Review in ('Down To Earth' dated 15th Oct, 2003)
“We have to prove
that we are not eunuchs,” Shiv Sena chief Bal Thackeray had said after India’s
May 1998 nuclear tests. Amidst all the hype and “wargasm” in political circles
and a considerable section of the media in the aftermath of the tests, there
also emerged a group that began questioning India’s decision to acquire weapons
of mass destruction. And these questions concern all of us. What was the
political motive behind the tests? Is India actually a more secure country now
that it has nuclear weapon capabilities? What has been the role of India’s
scientists in this nuclearisation process? What are the possible economic and
environmental fallouts?
This book, a collection of essays by well-known academics and opinion-makers
such as Kanti Bajpai, Amartya Sen, Jean Drèze and others, presents a critical
view of India’s nuclearisation process.
The essays are
categorised into four distinct sections, each dealing with the purposes and
impact of nuclearisation on a particular set of issues — strategy and foreign
relations; science and ethics; militarisation; and environment and health.
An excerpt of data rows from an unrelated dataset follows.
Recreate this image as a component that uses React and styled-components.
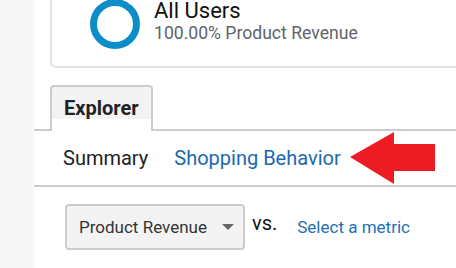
import React from 'react';
import styled, { createGlobalStyle } from 'styled-components';

const GlobalStyle = createGlobalStyle`
    html, body {
        margin:0;
        padding:0;
        background:#fff;
        font-family:Roboto, "Liberation Sans", sans-serif;
        overflow:hidden;
    }
`

const Page = styled.div`
    display:flex;
    width:456px;
    height:268px;
    overflow:hidden;
`

const SideStrip = styled.div`
    width:34px;
    flex-shrink:0;
    background:#f7f7f7;
`

const Main = styled.div`
    flex:1;
    display:flex;
    flex-direction:column;
    min-width:0;
`

const SegmentCard = styled.div`
    margin:-20px -10px 0 16px;
    height:88px;
    box-sizing:border-box;
    padding:17px 0 0 38px;
    border:2px solid #e2e2e2;
    border-radius:6px;
    display:flex;
    align-items:flex-start;
    gap:14px;
`

const Ring = styled.div`
    width:50px;
    height:50px;
    box-sizing:border-box;
    border:7px solid #0b8dc8;
    border-radius:50%;
    flex-shrink:0;
`

const SegmentText = styled.div`
    display:flex;
    flex-direction:column;
    h3{
        margin:0;
        font-size:22px;
        line-height:24px;
        font-weight:400;
        color:#111;
    }
    span{
        font-size:17.6px;
        line-height:20px;
        color:#5f6368;
        white-space:nowrap;
    }
`

const TabBar = styled.div`
    margin-top:17px;
    display:flex;
    padding-left:16px;
    border-bottom:2px solid #cccccc;
`

const Tab = styled.div`
    margin-bottom:-2px;
    padding:9px 12px 11px;
    border:2px solid #cccccc;
    border-bottom:none;
    border-radius:4px 4px 0 0;
    background:linear-gradient(#f3f3f3, #f3f3f3 72%, #fff 73%);
    font-size:20px;
    line-height:24px;
    font-weight:700;
    color:#222;
`

const SubNav = styled.div`
    position:relative;
    display:flex;
    gap:26px;
    padding:15px 0 15px 29px;
    border-bottom:2px solid #cccccc;
`

const NavItem = styled.span`
    font-size:20px;
    line-height:24px;
    color:${p => p.$link ? '#1c68b0' : '#222'};
    white-space:nowrap;
`

const Pointer = styled.svg`
    position:absolute;
    left:315px;
    top:0;
`

const MetricRow = styled.div`
    margin-top:17px;
    padding-left:31px;
    display:flex;
    align-items:center;
`

const Dropdown = styled.div`
    display:flex;
    align-items:center;
    gap:15px;
    height:46px;
    box-sizing:border-box;
    padding:0 9px 0 12px;
    border:2px solid #cccccc;
    border-radius:4px;
    background:#f3f3f3;
    font-size:17px;
    line-height:20px;
    color:#333;
    white-space:nowrap;
`

const Caret = styled.span`
    width:0;
    height:0;
    border-left:6px solid transparent;
    border-right:6px solid transparent;
    border-top:6px solid #666;
`

const VsLabel = styled.span`
    margin:0 20px 8px 7px;
    font-size:20px;
    line-height:24px;
    color:#111;
`

const MetricLink = styled.span`
    font-size:17px;
    line-height:20px;
    color:#2270b6;
    white-space:nowrap;
`

const App = () => {
    return (
        <Page>
            <GlobalStyle />
            <SideStrip />
            <Main>
                <SegmentCard>
                    <Ring />
                    <SegmentText>
                        <h3>All Users</h3>
                        <span>100.00% Product Revenue</span>
                    </SegmentText>
                </SegmentCard>

                <TabBar>
                    <Tab>Explorer</Tab>
                </TabBar>

                <SubNav>
                    <NavItem>Summary</NavItem>
                    <NavItem $link>Shopping Behavior</NavItem>
                    <Pointer width="86" height="54" viewBox="0 0 86 54">
                        <polygon points="1,26 45,1 45,13 86,13 86,40 45,40 45,53" fill="#ed1c24" />
                    </Pointer>
                </SubNav>

                <MetricRow>
                    <Dropdown>
                        Product Revenue
                        <Caret />
                    </Dropdown>
                    <VsLabel>vs.</VsLabel>
                    <MetricLink>Select a metric</MetricLink>
                </MetricRow>
            </Main>
        </Page>
    )
}

export default App;
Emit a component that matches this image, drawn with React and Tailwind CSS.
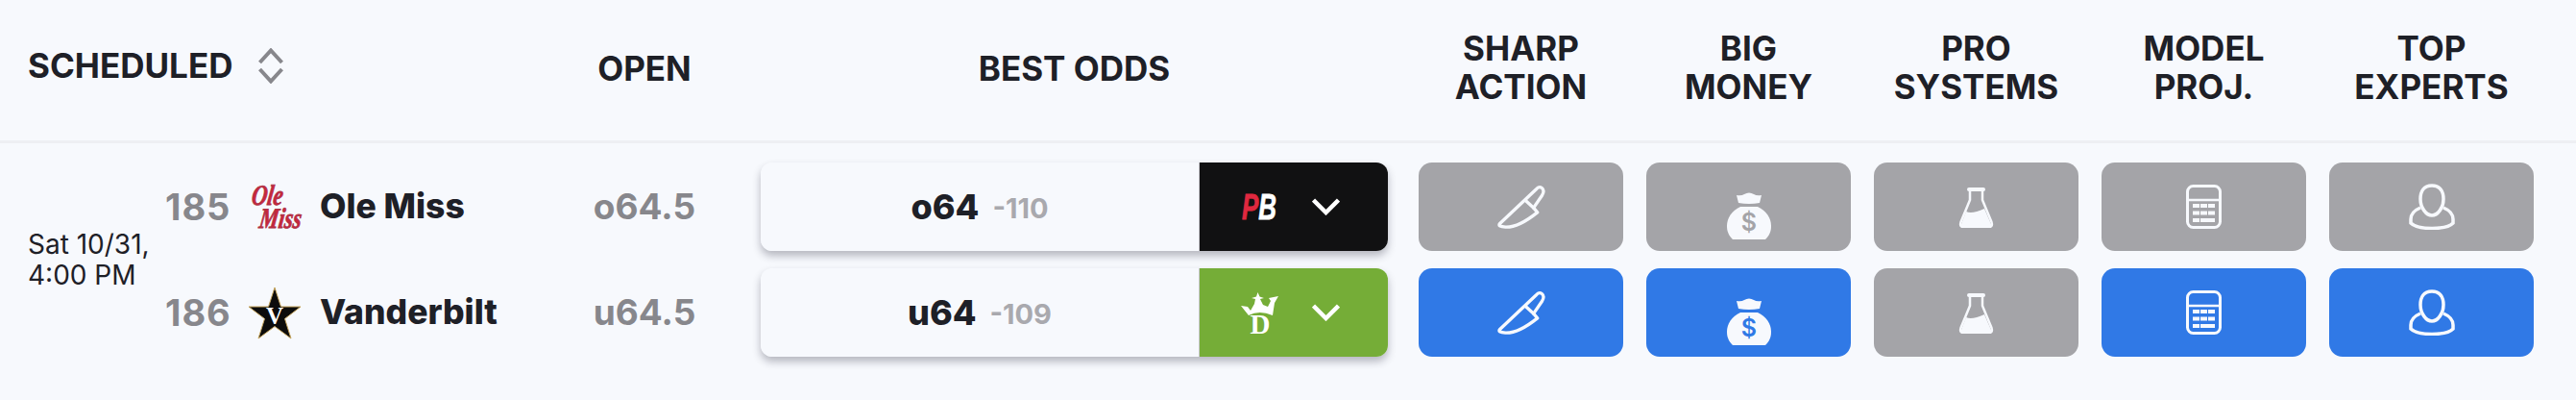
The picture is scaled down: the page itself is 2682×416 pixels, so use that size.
const Knife = () => (
  <svg width="50" height="47" viewBox="295 128 150 140" fill="none" stroke="currentColor" strokeWidth="10" strokeLinejoin="round">
    <path d="M418 140 L302 250 Q296 258 320 260 Q360 262 420 214 L408 200 L434 162 Q444 146 434 138 Q426 132 418 140 Z" />
    <path d="M382 176 L410 202" />
  </svg>
);

const Bag = ({ dollar }) => (
  <svg width="48" height="50" viewBox="0 0 48 50" className="mt-5">
    <path fill="currentColor" d="M11 3 Q16 4 19 2 Q24 -1 29 2 Q32 4 37 3 L35 11 Q24 13 13 11 Z" />
    <path fill="currentColor" d="M15 15 H33 C42 19 47 27 47 35 C47 41 45 45 41 49 H7 C3 45 1 41 1 35 C1 27 6 19 15 15 Z" />
    <text x="24" y="40" textAnchor="middle" fontSize="25" fontWeight="600" fill={dollar} fontFamily="Inter, sans-serif">$</text>
  </svg>
);

const Flask = () => (
  <svg width="37" height="43" viewBox="0 0 37 43" fill="none" stroke="currentColor" strokeWidth="2.5">
    <path strokeWidth="4" strokeLinecap="round" d="M11 3 H26" />
    <path d="M12 3 V14 L2.5 37 Q1 42 5 42 H32 Q36 42 34.500 37 L25 14 V3" />
    <path fill="currentColor" stroke="none" d="M8 26 Q14 29 27 23 L34 39 Q35 42 32 42 H5 Q2 42 3 39 Z" />
  </svg>
);

const Calculator = () => (
  <svg width="37" height="46" viewBox="0 0 37 46" fill="none" stroke="currentColor" strokeWidth="3">
    <rect x="1.500" y="1.500" width="34" height="43" rx="6" />
    <path strokeWidth="2.500" d="M2 16 H35" />
    <g fill="currentColor" stroke="none">
      <rect x="7" y="20" width="7" height="4" />
      <rect x="15" y="20" width="7" height="4" />
      <rect x="23" y="20" width="7" height="4" />
      <rect x="7" y="27.500" width="7" height="4" />
      <rect x="15" y="27.500" width="7" height="4" />
      <rect x="23" y="27.500" width="7" height="4" />
      <rect x="7" y="35" width="7" height="4" />
      <rect x="15" y="35" width="15" height="4" />
    </g>
  </svg>
);

const Person = () => (
  <svg width="48" height="48" viewBox="0 0 48 48" fill="none" stroke="currentColor" strokeWidth="3.500">
    <path d="M24 2 C15 2 12 9 12 16 C12 25 18 33 24 33 C30 33 36 25 36 16 C36 9 33 2 24 2 Z" />
    <path d="M12 25 C5 28 2 32 2 37 V41 C6 45 15 46.500 24 46.500 C33 46.500 42 45 46 41 V37 C46 32 43 28 36 25" />
  </svg>
);

const Chevron = () => (
  <svg width="29" height="18" viewBox="0 0 29 18" fill="none" stroke="white" strokeWidth="4.500">
    <path d="M1.500 2 L14.500 15 L27.500 2" />
  </svg>
);

const OleMiss = () => (
  <svg width="60" height="64" viewBox="0 -8 60 64" fill="#c8283c" stroke="#a83044" strokeWidth="0.800" fontFamily="Liberation Serif, serif" fontStyle="italic" fontWeight="700">
    <text fontSize="30" transform="translate(3 22) skewX(-8) scale(0.75 1)">Ole</text>
    <text fontSize="30" transform="translate(11 46) skewX(-8) scale(0.75 1)">Miss</text>
  </svg>
);

const Vandy = () => (
  <svg width="56" height="55" viewBox="0 0 56 55">
    <polygon points="28,1 34.500,21 55,21 38.500,33.500 45,54 28,41.500 11,54 17.500,33.500 1,21 21.500,21" fill="#0c0c0c" stroke="#c5a45d" strokeWidth="1" />
    <text x="28" y="39" textAnchor="middle" fontSize="25" fontWeight="700" fill="white" fontFamily="Liberation Serif, serif">V</text>
  </svg>
);

const PointsBet = () => (
  <svg width="38" height="46" viewBox="0 -9 38 46" fontFamily="Liberation Sans, sans-serif" fontStyle="italic" fontWeight="700" strokeWidth="0.800">
    <text fontSize="37" transform="translate(0 27) scale(0.7 1)"><tspan fill="#e0283f" stroke="#e0283f">P</tspan><tspan fill="white" stroke="white">B</tspan></text>
  </svg>
);

const DraftKings = () => (
  <svg width="39" height="55" viewBox="0 -6 39 55" fill="white">
    <path d="M0 14 L7 15 L10 19 L14 12 L15 7 L11 6 L16 4.500 L17.500 0 L19.500 4.500 L24 6 L20 7 L23 13 L28 15 L31 9 L29 6 L39 4 L35 11 L33 24 Q19 18 8 24 Z" />
    <text x="20" y="43" textAnchor="middle" fontSize="29" fontWeight="700" stroke="#75ad37" strokeWidth="1" paintOrder="stroke" fontFamily="Liberation Serif, serif">D</text>
  </svg>
);

const columns = [
  ["SHARP", "ACTION"],
  ["BIG", "MONEY"],
  ["PRO", "SYSTEMS"],
  ["MODEL", "PROJ."],
  ["TOP", "EXPERTS"],
];

const rows = [
  {
    line: "o64",
    juice: "-110",
    book: "bg-[#111112]",
    logo: <PointsBet />,
    actions: ["gray", "gray", "gray", "gray", "gray"],
  },
  {
    line: "u64",
    juice: "-109",
    book: "bg-[#75ad37]",
    logo: <DraftKings />,
    actions: ["blue", "blue", "gray", "blue", "blue"],
  },
];

const teams = [
  { num: "185", logo: <OleMiss />, name: "Ole Miss", open: "o64.5" },
  { num: "186", logo: <Vandy />, name: "Vanderbilt", open: "u64.5" },
];

const ActionIcon = ({ index, dollar }) => {
  if (index === 0) return <Knife />;
  if (index === 1) return <Bag dollar={dollar} />;
  if (index === 2) return <Flask />;
  if (index === 3) return <Calculator />;
  return <Person />;
};

export default function App() {
  return (
    <div className="h-[416px] w-[2682px] overflow-hidden bg-[#f7f9fd] font-['Inter',sans-serif] text-[#1e2027]">
      <div className="flex h-[149px] items-center border-b-[3px] border-[#eeeff3] pl-[29px] text-[35px] leading-[40px] font-bold">
        <div className="flex w-[542px] items-center gap-[27px] pb-[10px]">
          <span>SCHEDULED</span>
          <svg width="26" height="37" viewBox="0 0 26 37" fill="none" stroke="#87878c" strokeWidth="4">
            <path d="M1.500 15 L13 2.500 L24.500 15" />
            <path d="M1.500 22 L13 34.500 L24.500 22" />
          </svg>
        </div>
        <div className="w-[200px] pb-[5px] text-center">OPEN</div>
        <div className="ml-[21px] w-[653px] pb-[5px] text-center">BEST ODDS</div>
        <div className="ml-[32px] flex gap-[24px] pb-[6px]">
          {columns.map((col) => (
            <div key={col[0]} className="w-[213px] text-center">
              <div>{col[0]}</div>
              <div>{col[1]}</div>
            </div>
          ))}
        </div>
      </div>

      <div className="flex pt-[20px] pl-[29px]">
        <div className="flex w-[143px] items-center pb-[1px] text-[28px] leading-[32px]">
          <div>
            Sat 10/31,
            <br />
            4:00 PM
          </div>
        </div>

        <div className="flex w-[399px] flex-col gap-[18px]">
          {teams.map((t) => (
            <div key={t.num} className="flex h-[92px] items-center text-[35.500px] font-extrabold">
              <span className="w-[86px] text-[38px] font-bold tracking-[1px] text-[#87878c]">{t.num}</span>
              <span className="flex w-[75px] items-center">{t.logo}</span>
              <span>{t.name}</span>
            </div>
          ))}
        </div>

        <div className="flex w-[200px] flex-col gap-[18px]">
          {teams.map((t) => (
            <div key={t.num} className="flex h-[92px] items-center justify-center text-[37px] font-bold text-[#87878c]">
              {t.open}
            </div>
          ))}
        </div>

        <div className="ml-[21px] flex w-[653px] flex-col gap-[18px]">
          {rows.map((r) => (
            <div key={r.line} className="flex h-[92px] overflow-hidden rounded-[12px] shadow-[0_5px_9px_rgba(30,30,50,0.3)]">
              <div className="flex w-[456px] items-center justify-center gap-[14px] bg-[#f7f9fd]">
                <span className="text-[36px] font-extrabold">{r.line}</span>
                <span className="pt-[3px] text-[29px] font-bold text-[#a9a9ae]">{r.juice}</span>
              </div>
              <div className={`flex w-[197px] items-center gap-[35px] border-l border-[#c9c9ce] pl-[43px] ${r.book}`}>
                <span className="flex w-[39px] justify-center">{r.logo}</span>
                <Chevron />
              </div>
            </div>
          ))}
        </div>

        <div className="ml-[32px] flex flex-col gap-[18px]">
          {rows.map((r) => (
            <div key={r.line} className="flex gap-[24px]">
              {r.actions.map((a, i) => (
                <div
                  key={i}
                  className={`flex h-[92px] w-[213px] items-center justify-center rounded-[14px] text-[#f7f9fd] ${
                    a === "blue" ? "bg-[#3079e6]" : "bg-[#a4a4a8]"
                  }`}
                >
                  <ActionIcon index={i} dollar={a === "blue" ? "#3079e6" : "#a4a4a8"} />
                </div>
              ))}
            </div>
          ))}
        </div>
      </div>
    </div>
  );
}
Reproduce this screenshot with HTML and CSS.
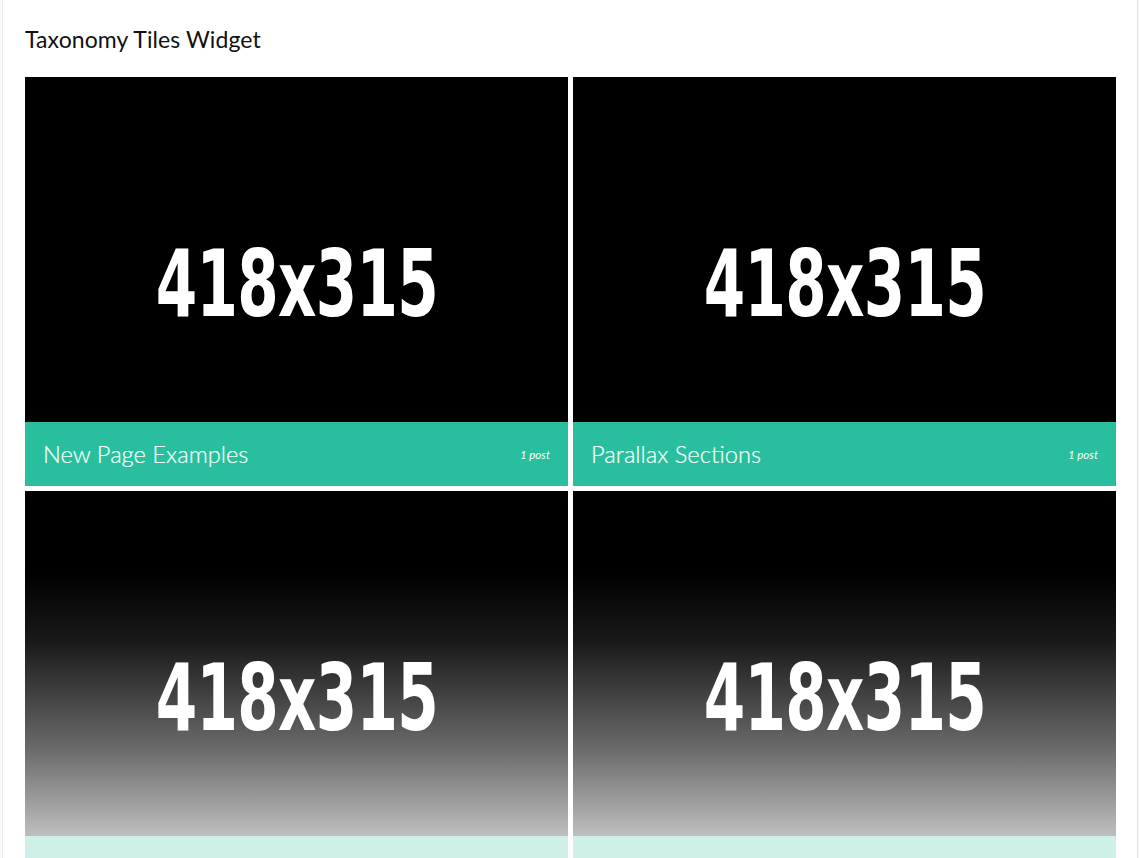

Thackeray may have chosen a sexual metaphor, but acquiring nuclear weapons is
more than just an issue of potency. J Robert Oppenheimer, architect of the
nuclear bomb, was sufficiently moved after witnessing the first
us
atom bomb test in 1945, to quote from the Bhagavad Gita — “I am become Death,
the shatterer of worlds”.
Prisoners of the Nuclear Dream, edited by M.V. Ramana and C. Rammanohar Reddy, Orient Longman, New Delhi, 2003, hardback, p.502, Rs. 575.